ECB Eyes Rate Hikes Amid Energy Disruptions
While the ECB is broadly expected to hold borrowing costs steady in the near term, analysts are increasingly focused on the Strait of Hormuz standoff, swinging oil and gas prices, and the mounting threat these factors pose to the eurozone's inflation outlook. Should energy costs remain elevated, the bloc's ongoing disinflation progress risks going into reverse — potentially pushing the ECB off its current policy path.
Peter Vanden Houte, chief economist at ING Group, told media that governing council members see no immediate trigger for action ahead of April's decision, though the risk picture is darkening. He pointed to April's Purchasing Managers' Index (PMI) survey, which revealed producer price inflation climbed to its steepest level in 37 months despite decelerating economic growth.
"This is important, as ECB President (Christine) Lagarde stated during the March press conference that the ECB would be particularly attentive to selling price expectations of firms, so the markets will be very attentive for any hints on the ECB's perception of future inflation risks," he said. "Even with stability now, the probability of a rate hike later this year, has clearly increased."
Houte also flagged the possibility of a 50 basis point rate increase before the year closes.
At Rabobank, senior macro strategist Bas van Geffen told media that a temporary lull in energy markets has reduced the urgency for an immediate ECB move, with the deposit rate expected to remain anchored at 2% this month. However, he cautioned that any effective closure of the Strait of Hormuz could deliver a fresh cost shock severe enough to revive the case for tightening.
"Our own forecasts for energy prices, growth and inflation, are comparable to the ECB's adverse scenario," he said. "This probably warrants one or two rate hikes. We have penciled in a hike for June, when the ECB gets updated forecasts."
Jan-Paul van de Kerke, senior eurozone economist at ABN AMRO, told media that ECB officials have already begun tilting toward a tighter policy stance to cushion the blow to growth. He argued that the inflationary surge this time around would prove more contained relative to prior episodes, forecasting rate hikes in both June and July that would lift the deposit rate to 2.5%.

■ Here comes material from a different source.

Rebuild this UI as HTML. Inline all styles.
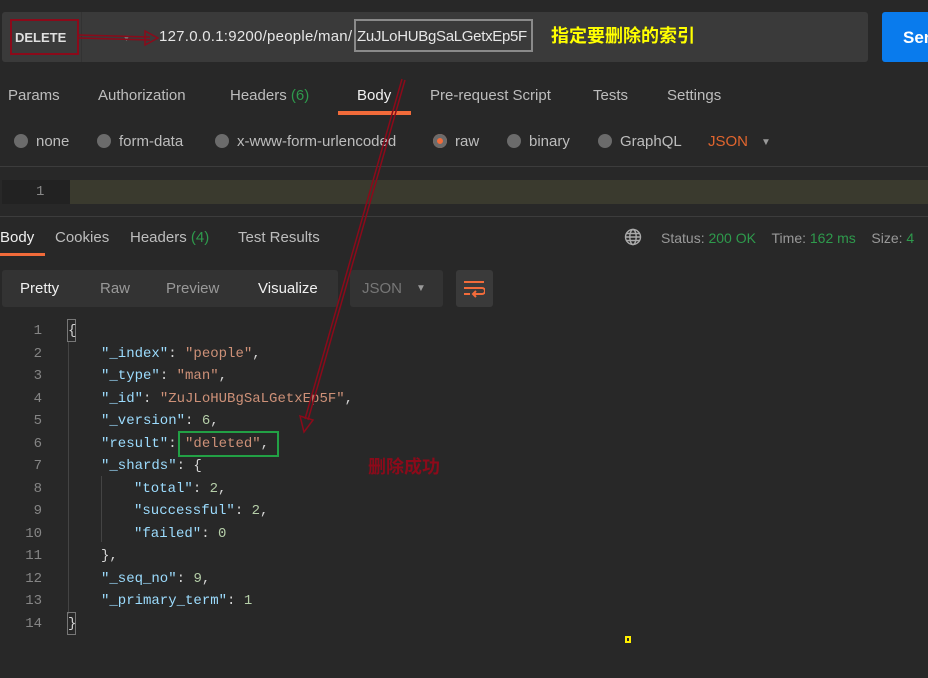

Alain Durre, head of European macro research at Natixis, said the bank would closely track energy price movements, market-derived inflation expectations, and broader financial tightening conditions before committing to action.
"Given the weak growth momentum, and assuming the war concludes by June, our baseline scenario is for a 25 bp (basis points) rate hike at the upcoming June meeting — we then expect the ECB to hold rates steady for the remainder of 2026, thereby maintaining a neutral monetary policy stance," he said. "During the press conference, we expect President Lagarde to adopt a rather hawkish tone to contain inflation expectations."
Marco Wagner, senior economist at Commerzbank, told media that a rate hike remains firmly in play, particularly if elevated energy prices begin feeding into broader price pressures across the economy.
"We still consider an interest rate hike in June to be likely, especially if the stalemate around the Strait of Hormuz continues," he said.